The bloodshed may mean an end to last year’s advertising glut, which confused customers and cost retailers dearly. In fact, the online toy industry barely broke even on its ads, having spent about $200 million to sell $200 million worth of toys. “The companies just sort of canceled each other out,” says Heller of Mass Transit Interactive. This time around, the two big players are promising to invest less in slick ads and more on making their sites easy to use and shopper friendly.
There are customers out there. Despite the failures among online stores, potential buyers are still curious enough to take to their PCs for some virtual window shopping in ever-increasing numbers. Nielsen/NetRatings, which expects to see more alliances between old-line stores and the likes of Yahoo! or Amazon, is forecasting that 55 million people, 20% of the U.S. population, will visit online stores this holiday season, a 34% increase over last year’s 41 million visitors.
E-tailers hope all those visits turn into sales, and at least two Internet research firms are optimistic that many will. Jupiter Communications estimates that online sales in November and December will reach $11.6 billion, while Forrester Research projects that consumers will spend $10 billion between Thanksgiving and the end of the year. That’s almost double what was spent last year.

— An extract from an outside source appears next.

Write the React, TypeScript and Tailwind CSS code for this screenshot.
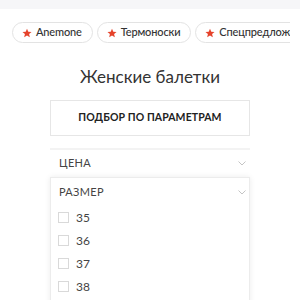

Whether Toysrus.com’s new Internet strategy pans out remains anyone’s guess. Asks David Leibowitz, a Burnham Securities managing director who follows Toys “R” Us: “Are there companies doing it simply because their competitors are? Of course.” But, as he points out, “No one knows how e-commerce is going to turn out, so no one wants to be left in the dust.”
If Toys “R” Us misjudges what’s hot with customers, even Amazon’s shipping expertise won’t save it—or Barbour. And the boardroom, for all the hands-off history of the directors, is where the blame will ultimately lie.